Well, you know we were all just so hip in the ‘80’s, especially in California. Gender bending was the way to go: David Bowie, Boy George, Annie Lennox, Barbra Streisand as Yentl. Sigourney Weaver was brandishing small arms and the hardest heavy metal bands were using hairspray and full makeup. Left over from the furious women’s lib battle of the 1970’s was the idea that since being June Cleaver left women vulnerable and powerless, the safest way to go must be to shoehorn ourselves into men’s masculine roles. Women accepted men’s traditional definition of power and demanded it for ourselves.
So we got Melanie Griffith’s Working Girl proving herself in the boardroom, Geraldine Ferraro nominated to be vice president, and Madonna wielding sexuality like a doomsday weapon with which to take over the world. Female sexuality became hard and glossy, straight lines and pointy angles. We armored ourselves with shoulder pads, V-shaped dresses and oversized blazers.
And yet at the record store I cashiered from 1986 to 1988 there were buttons that said, “The 80’s are the 50’s in color.” Nancy Reagan embodied the attitude that now that all that women’s lib silliness was over, it was time to get back behind our man. Actually two equally strong forces were at work: the androgynous, hard-bodied images (Grace Jones, Brigitte Nielsen) and the buttons-and-bows, fluffy-soft approach (Molly Ringwald, Winona Ryder). No wonder I was confused.
I absorbed all of this from my environment, alternately wearing the dresses with bows and lace, and the cropped hair and blazer. I wanted nothing to do with Nancy Reagan and accepted that as women tried to occupy the same roles and spaces as men, women and men became competitors in the same arenas. Somehow I understood that this translated from boardroom to bedroom. I saw men not as romantic partners to be attracted and romanced by, but as sexist adversaries to be battled. Hence, my wrestling over the check. From my environment I learned that when it came to men, safety lay in thick walls of cynicism, a sharp sword of wit and atom bombs of devastating intelligence.
Oh yeah, that was me growing up in California in the 1980’s. I didn’t leave this environment until I headed out to the east coast for graduate school at the age of 22. There I spent five years in a sort of stunted social phase of dating men only for fun, never for anything serious. While other women used their 20’s to find a husband, I used them only to see who I could attract and what I could make him do for me. I was not operating from a base of much self-esteem. Once I realized that the dream of becoming an English professor was someone else’s, I left the PhD program and moved to Chicago to become a musician. And it was here in the heartland that I finally began to re-learn my role as a dating woman. It’s a re-programming that still continues.
In the Midwest, men open doors, offer seats, pay for dinners, do the driving, and it’s not because I’m unable to do these things for myself or as a barter for sex.
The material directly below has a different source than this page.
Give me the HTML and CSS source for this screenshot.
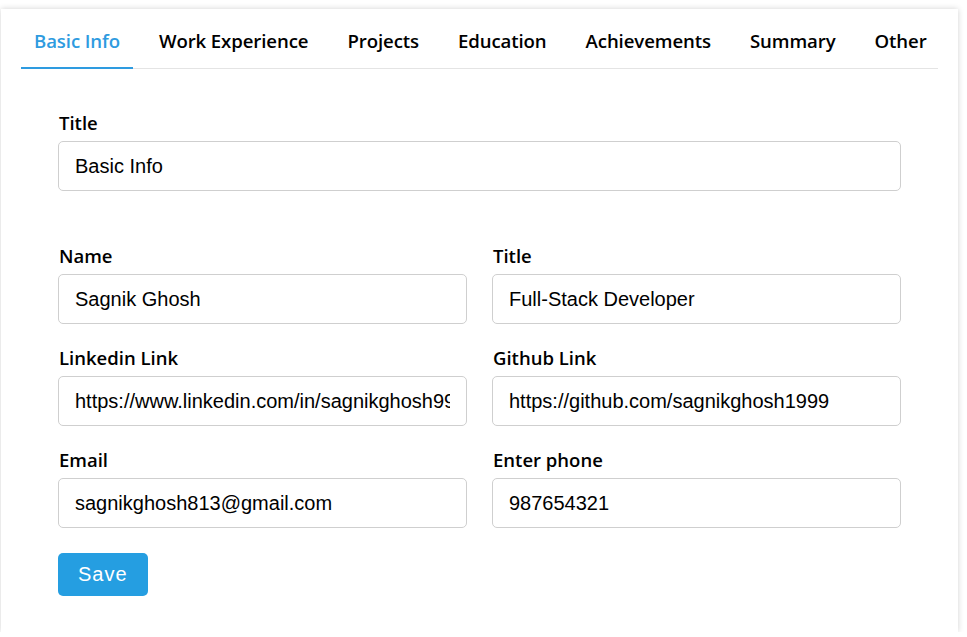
FILE: index.html
```html
<!DOCTYPE html>
<html lang="en">
<head>
<meta charset="utf-8">
<title>Resume Editor</title>
<link rel="stylesheet" href="styles.css">
</head>
<body>
<div class="card">
  <nav class="tabs">
    <div class="tab active">Basic Info</div>
    <div class="tab">Work Experience</div>
    <div class="tab">Projects</div>
    <div class="tab">Education</div>
    <div class="tab">Achievements</div>
    <div class="tab">Summary</div>
    <div class="tab">Other</div>
  </nav>
  <form class="form">
    <div class="field">
      <label class="label">Title</label>
      <input class="input" type="text" value="Basic Info">
    </div>
    <div class="grid">
      <div class="field">
        <label class="label">Name</label>
        <input class="input" type="text" value="Sagnik Ghosh">
      </div>
      <div class="field">
        <label class="label">Title</label>
        <input class="input" type="text" value="Full-Stack Developer">
      </div>
      <div class="field">
        <label class="label">Linkedin Link</label>
        <input class="input" type="text" value="https://www.linkedin.com/in/sagnikghosh99">
      </div>
      <div class="field">
        <label class="label">Github Link</label>
        <input class="input" type="text" value="https://github.com/sagnikghosh1999">
      </div>
      <div class="field">
        <label class="label">Email</label>
        <input class="input" type="text" value="sagnikghosh813@gmail.com">
      </div>
      <div class="field">
        <label class="label">Enter phone</label>
        <input class="input" type="text" value="987654321">
      </div>
    </div>
    <div class="actions">
      <button class="btn" type="button">Save</button>
    </div>
  </form>
</div>
</body>
</html>
```
FILE: styles.css
```css
* { box-sizing: border-box; }
html, body { margin: 0; padding: 0; background: #fff; }
body { padding: 9px 9px 0 1px; font-family: "Open Sans", "Noto Sans", sans-serif; color: #000; }
.card {
  background: #fff;
  box-shadow: 0 0 6px rgba(0,0,0,0.18);
  padding: 0 20px 36px 20px;
  height: 623px;
}
.tabs {
  display: flex;
  gap: 13px;
  border-bottom: 1px solid #e4e4e4;
  height: 60px;
  align-items: stretch;
}
.tab {
  flex: 0 0 auto;
  white-space: nowrap;
  padding: 0 13px;
  font-size: 18.6px;
  font-weight: 600;
  display: flex;
  align-items: center;
  padding-top: 5px;
  border-bottom: 2px solid transparent;
  margin-bottom: -1px;
  letter-spacing: -0.1px;
}
.tab.active { color: #2e9be0; border-bottom-color: #2e9be0; }
.form { padding: 41px 37px 0 37px; }
.field { display: flex; flex-direction: column; }
.label {
  font-size: 18.5px;
  font-weight: 600;
  line-height: 25px;
  margin-bottom: 6px;
  padding-left: 1px;
}
.input {
  height: 50px;
  border: 1px solid #cfcfcf;
  border-radius: 5px;
  padding: 0 16px;
  font-family: "Liberation Sans", Arial, sans-serif;
  font-size: 20px;
  color: #000;
  width: 100%;
  outline: none;
}
.grid {
  display: grid;
  grid-template-columns: 1fr 1fr;
  column-gap: 25px;
  row-gap: 21px;
  margin-top: 52px;
}
.actions { margin-top: 25px; }
.btn {
  background: #259ee1;
  color: #fff;
  border: none;
  border-radius: 5px;
  height: 43px;
  padding: 0 20px;
  font-family: "Liberation Sans", Arial, sans-serif;
  font-size: 20px;
  letter-spacing: 1px;
}
```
It’s because women are valuable enough to be cherished in this way. Why did it take me so long to realize this? I’ve lived in Chicago for 11 years and I’m still learning. Me valuable? Me cherished? It’s a crime that I ever learned that I wasn’t. But so it was. I’m finally learning to stop fighting men as if I were the last warrior at the drawbridge. I’m finally learning that men and women are not the same, we never were and were never supposed to be. What I learned growing up, that in order for women to be considered the equal of men we had to take on their characteristics, was never true. Feminine power is different from masculine power and that’s okay.
So at the age of almost 38, I am finally relaxing into the role of girl: brilliant, radiant and lithe. I will never gird myself with oversized blazers or shoulder pads again. No longer coveting men’s physical build and masculine ego, these days I relax into the curves I used to hide. I’ll gleam instead of shine, and sway instead of swagger. I think I can cherish myself enough to let a man cherish me. Just watch – any decade now I’m sure I’ll get it right.